OpenSearch LLM-based Conversational Search Edition allows you to import a variety of data, including structured data, unstructured data, web pages, and tables. This topic describes how to import data in the OpenSearch console.
Data structure
The primary table uses a fixed data structure, which contains the following fields: score, id, title, category, url, content, and timestamp.
Field | Type | Description |
score | FLOAT | The score of the document. |
id | LITERAL | The unique ID of the document. |
title | TEXT | The title of the document. |
category | LITERAL_ARRAY | The category of the document. |
url | LITERAL | The URL of the document. |
content | TEXT | The content of the document. |
timestamp | INT | The timestamp of the document, which indicates the document freshness. |
When you upload structured data, the score, title, category, url, and timestamp fields are optional.

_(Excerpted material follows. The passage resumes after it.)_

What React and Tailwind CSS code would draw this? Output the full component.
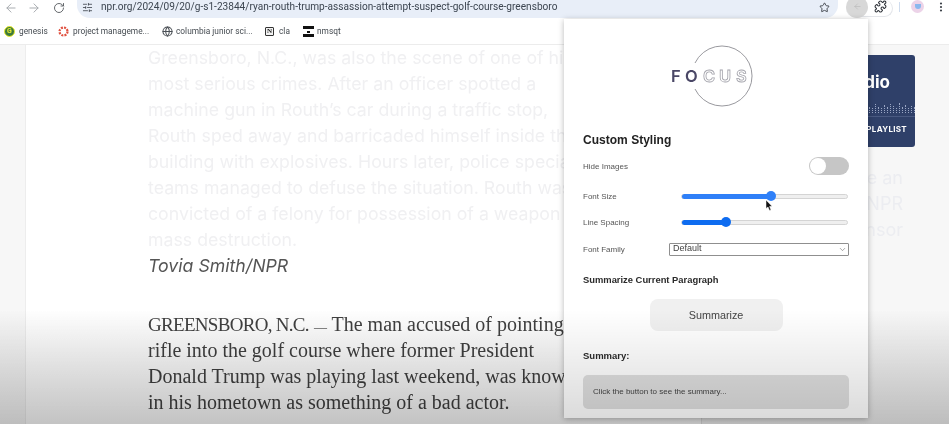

The score and timestamp fields are relevant to document retrieval. For more information about how to configure the two fields, see Document retrieval parameters.
The value of the category field can contain multiple items that are separated with commas (,). For more information, see Custom parameters.
Preparations
Log on to the OpenSearch console.
In the top navigation bar, select the region in which your instance resides. In the upper-left corner, select OpenSearch LLM-Based Conversational Search Edition.
On the Instance Management page, find the instance that you want to manage and click Manage in the Actions column. In the left-side pane, choose Configuration Center > Data Configuration and select a data import method based on your business requirements.
Upload files
Click Import File. The Import File panel appears.
Unstructured data: You can upload a file in the DOC, DOCX, PDF, HTML, TXT, PPT, or PPTX format. The size of a single file cannot exceed 128 MB. You can upload multiple files at a time.
NoteIf a Word file contains too many images, we recommend that you convert the file format to PDF to speed up the upload.
Structured data: You can upload a JSON or Excel file that is encoded in UTF-8. The size of a single file cannot exceed 128 MB. You can upload multiple files at a time. You can click Data Sample to view the data format.
NoteA table name can contain letters, digits, and underscores (_). The name can be up to 20 characters in length.
A field name can contain letters and underscores (_) and cannot start with an underscore (_). The name can be up to 30 characters in length.
A maximum of 30 fields in each Excel file can be imported and queried. Excess fields are ignored.
Import data from web pages
Click Web Page URL Import. On the Web Page Import tab of the Web Page URL Import panel, enter the URLs one per line, and then click Import.
Import data from a website
Click Web Page URL Import. In the Web Page URL Import panel, click the Website Import tab. On the Website Import tab, click Create Task. In the Create Task dialog box, configure the Website URL and Category parameters and click OK. You can configure the URL Filtering, XPath Selector, and CSS Selector parameters based on your business requirements.
NoteWebsite URL: the URL of the website whose content you want to import.
Category: the category of the content to be imported.
URL Filtering: the URL filtering rule. The default rule is a regular expression that starts with the website URL. For example, if the website URL is http://www.abc.com/, the default regular expression is http://www\.abc\.com/.*.
XPath Selector: the selector that specifies the elements to be imported. For example, if you want to import content in the div tag, set this parameter to //div.
CSS Selector: the selector that specifies the elements to be imported. For example, if you want to import data in the <div class="content">Web Page Content</div> format, set this parameter to div.content.
URLs that end with .png, .jpg, or .jpeg are not supported.
After you configure the parameters, click OK. You can view the number of web pages that are crawled. Then, click OK to import the content of the website.
Import tables
For more information, see Implement table-based conversational search.
Query data
After documents are uploaded, you can view the total number of documents in the Data Query section. You can also perform a Q&A test on the Q&A test page. In addition, you can view or delete a document based on the primary key.
View a document
Select the id field from the drop-down list, enter the ID of a document, and then click the Search icon to find the document. Then, you can view the details of the document.
Delete a document
Select the id field from the drop-down list, enter the ID of a document, and then click the Search icon to find the document. Choose More > Delete in the Actions column to delete the document.
Edit a document
Select the id field from the drop-down list, enter the ID of a document, and then click the Search icon to find the document. Click Edit in the Actions column to modify the editable fields for the document.
Usage notes
The primary key value of each document is unique. If two documents have the same primary key value, the more recent document overwrites the document that was imported earlier.
The size of the structured data that you upload at a time cannot exceed 2 MB.
The size of an unstructured data file that you upload cannot exceed 128 MB.
After the data is uploaded, the wait time before you can query data is subject to the amount of data to be updated.